__TASK DIRECTIONS__.
Reproduce the listing exactly, with no pictures in your copy.

__DATASET EXCERPT__.
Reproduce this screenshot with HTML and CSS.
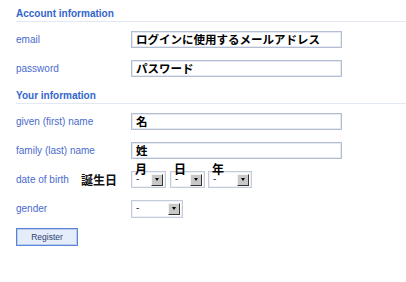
FILE: index.html
```html
<!DOCTYPE html>
<html lang="ja">
<head>
    <meta charset="UTF-8">
    <title>Register</title>
    <link rel="stylesheet" href="styles.css">
</head>
<body>
    <form class="form">
        <h2 class="section">Account information</h2>
        <div class="row">
            <label class="label">email</label>
            <div class="input">ログインに使用するメールアドレス</div>
        </div>
        <div class="row">
            <label class="label">password</label>
            <div class="input">パスワード</div>
        </div>

        <h2 class="section section-2">Your information</h2>
        <div class="row">
            <label class="label">given (first) name</label>
            <div class="input">名</div>
        </div>
        <div class="row">
            <label class="label">family (last) name</label>
            <div class="input">姓</div>
        </div>
        <div class="row">
            <label class="label label-dob">date of birth</label>
            <span class="dob-note">誕生日</span>
            <div class="dob">
                <div class="date-part">
                    <span class="date-lbl">月</span>
                    <div class="select select-md"><span class="select-val">-</span><span class="select-btn"></span></div>
                </div>
                <div class="date-part">
                    <span class="date-lbl">日</span>
                    <div class="select select-md"><span class="select-val">-</span><span class="select-btn"></span></div>
                </div>
                <div class="date-part date-year">
                    <span class="date-lbl">年</span>
                    <div class="select select-yr"><span class="select-val">-</span><span class="select-btn"></span></div>
                </div>
            </div>
        </div>
        <div class="row">
            <label class="label">gender</label>
            <div class="select select-gender"><span class="select-val">-</span><span class="select-btn"></span></div>
        </div>
        <button type="button" class="register">Register</button>
    </form>
</body>
</html>
```

FILE: styles.css
```css
body {
    margin: 0;
    padding: 8px 0 0 16px;
    background: #fff;
    font-family: "Liberation Sans", Arial, "Noto Sans CJK JP", sans-serif;
}
.section {
    margin: 0;
    padding: 0 0 1px 0;
    font-size: 10px;
    line-height: 12px;
    font-weight: bold;
    color: #3366cc;
    border-bottom: 1px solid #e3e9f2;
    margin-bottom: 9px;
}
.section-2 {
    margin-top: 13px;
}
.row {
    display: flex;
    align-items: center;
    height: 17px;
    margin-bottom: 12px;
}
.label {
    width: 115px;
    flex-shrink: 0;
    font-size: 10px;
    color: #4a6bcd;
}
.label-dob {
    width: 65px;
}
.dob-note {
    width: 50px;
    font-family: "Noto Sans CJK JP", sans-serif;
    font-weight: bold;
    font-size: 12px;
    color: #111;
}
.input {
    box-sizing: border-box;
    width: 211px;
    height: 17px;
    border: 1px solid #b3bed3;
    box-shadow: inset 0 0 0 1px #e4e9f2;
    padding: 0 4px;
    font-family: "Noto Sans CJK JP", sans-serif;
    font-weight: bold;
    font-size: 11.5px;
    line-height: 15px;
    color: #000;
    white-space: nowrap;
}
.dob {
    display: flex;
    gap: 4px;
}
.date-year {
    margin-left: -1px;
}
.date-part {
    display: flex;
    flex-direction: column;
}
.date-lbl {
    z-index: 1;
    height: 7px;
    margin-top: -7px;
    padding-left: 4px;
    font-family: "Noto Sans CJK JP", sans-serif;
    font-weight: bold;
    font-size: 12px;
    line-height: 10px;
    color: #000;
}
.select {
    box-sizing: border-box;
    height: 17px;
    display: flex;
    align-items: center;
    justify-content: space-between;
    border: 1px solid #c3cbdb;
    box-shadow: inset 0 0 0 1px #eef1f6;
    padding: 0 2px 0 4px;
    font-size: 10px;
    color: #333;
}
.select-md {
    width: 35px;
}
.select-yr {
    width: 44px;
}
.select-gender {
    width: 52px;
    height: 18px;
}
.select-val {
    line-height: 8px;
    margin-top: -1px;
}
.select-btn {
    box-sizing: border-box;
    width: 12px;
    height: 12px;
    background: #c8c8c8;
    border-top: 1px solid #f4f4f4;
    border-left: 1px solid #f4f4f4;
    border-right: 1px solid #333;
    border-bottom: 1px solid #333;
    display: flex;
    align-items: center;
    justify-content: center;
}
.select-btn::after {
    content: '';
    border-left: 2.5px solid transparent;
    border-right: 2.5px solid transparent;
    border-top: 3px solid #000;
}
.register {
    display: block;
    margin: -1px 0 0 0;
    width: 62px;
    height: 18px;
    padding: 0;
    background: #e6edfa;
    border: 1px solid #5c84d6;
    box-shadow: inset 0 0 0 1px #b9ccef;
    font-family: "Liberation Sans", Arial, sans-serif;
    font-size: 8.5px;
    color: #2d3f70;
}
```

__TASK OUTPUT__.
Reproduce this screenshot with HTML and CSS.
FILE: index.html
```html
<!DOCTYPE html>
<html lang="ja">
<head>
    <meta charset="UTF-8">
    <title>Register</title>
    <link rel="stylesheet" href="styles.css">
</head>
<body>
    <form class="form">
        <h2 class="section">Account information</h2>
        <div class="row">
            <label class="label">email</label>
            <div class="input">ログインに使用するメールアドレス</div>
        </div>
        <div class="row">
            <label class="label">password</label>
            <div class="input">パスワード</div>
        </div>

        <h2 class="section section-2">Your information</h2>
        <div class="row">
            <label class="label">given (first) name</label>
            <div class="input">名</div>
        </div>
        <div class="row">
            <label class="label">family (last) name</label>
            <div class="input">姓</div>
        </div>
        <div class="row">
            <label class="label label-dob">date of birth</label>
            <span class="dob-note">誕生日</span>
            <div class="dob">
                <div class="date-part">
                    <span class="date-lbl">月</span>
                    <div class="select select-md"><span class="select-val">-</span><span class="select-btn"></span></div>
                </div>
                <div class="date-part">
                    <span class="date-lbl">日</span>
                    <div class="select select-md"><span class="select-val">-</span><span class="select-btn"></span></div>
                </div>
                <div class="date-part date-year">
                    <span class="date-lbl">年</span>
                    <div class="select select-yr"><span class="select-val">-</span><span class="select-btn"></span></div>
                </div>
            </div>
        </div>
        <div class="row">
            <label class="label">gender</label>
            <div class="select select-gender"><span class="select-val">-</span><span class="select-btn"></span></div>
        </div>
        <button type="button" class="register">Register</button>
    </form>
</body>
</html>
```

FILE: styles.css
```css
body {
    margin: 0;
    padding: 8px 0 0 16px;
    background: #fff;
    font-family: "Liberation Sans", Arial, "Noto Sans CJK JP", sans-serif;
}
.section {
    margin: 0;
    padding: 0 0 1px 0;
    font-size: 10px;
    line-height: 12px;
    font-weight: bold;
    color: #3366cc;
    border-bottom: 1px solid #e3e9f2;
    margin-bottom: 9px;
}
.section-2 {
    margin-top: 13px;
}
.row {
    display: flex;
    align-items: center;
    height: 17px;
    margin-bottom: 12px;
}
.label {
    width: 115px;
    flex-shrink: 0;
    font-size: 10px;
    color: #4a6bcd;
}
.label-dob {
    width: 65px;
}
.dob-note {
    width: 50px;
    font-family: "Noto Sans CJK JP", sans-serif;
    font-weight: bold;
    font-size: 12px;
    color: #111;
}
.input {
    box-sizing: border-box;
    width: 211px;
    height: 17px;
    border: 1px solid #b3bed3;
    box-shadow: inset 0 0 0 1px #e4e9f2;
    padding: 0 4px;
    font-family: "Noto Sans CJK JP", sans-serif;
    font-weight: bold;
    font-size: 11.5px;
    line-height: 15px;
    color: #000;
    white-space: nowrap;
}
.dob {
    display: flex;
    gap: 4px;
}
.date-year {
    margin-left: -1px;
}
.date-part {
    display: flex;
    flex-direction: column;
}
.date-lbl {
    z-index: 1;
    height: 7px;
    margin-top: -7px;
    padding-left: 4px;
    font-family: "Noto Sans CJK JP", sans-serif;
    font-weight: bold;
    font-size: 12px;
    line-height: 10px;
    color: #000;
}
.select {
    box-sizing: border-box;
    height: 17px;
    display: flex;
    align-items: center;
    justify-content: space-between;
    border: 1px solid #c3cbdb;
    box-shadow: inset 0 0 0 1px #eef1f6;
    padding: 0 2px 0 4px;
    font-size: 10px;
    color: #333;
}
.select-md {
    width: 35px;
}
.select-yr {
    width: 44px;
}
.select-gender {
    width: 52px;
    height: 18px;
}
.select-val {
    line-height: 8px;
    margin-top: -1px;
}
.select-btn {
    box-sizing: border-box;
    width: 12px;
    height: 12px;
    background: #c8c8c8;
    border-top: 1px solid #f4f4f4;
    border-left: 1px solid #f4f4f4;
    border-right: 1px solid #333;
    border-bottom: 1px solid #333;
    display: flex;
    align-items: center;
    justify-content: center;
}
.select-btn::after {
    content: '';
    border-left: 2.5px solid transparent;
    border-right: 2.5px solid transparent;
    border-top: 3px solid #000;
}
.register {
    display: block;
    margin: -1px 0 0 0;
    width: 62px;
    height: 18px;
    padding: 0;
    background: #e6edfa;
    border: 1px solid #5c84d6;
    box-shadow: inset 0 0 0 1px #b9ccef;
    font-family: "Liberation Sans", Arial, sans-serif;
    font-size: 8.5px;
    color: #2d3f70;
}
```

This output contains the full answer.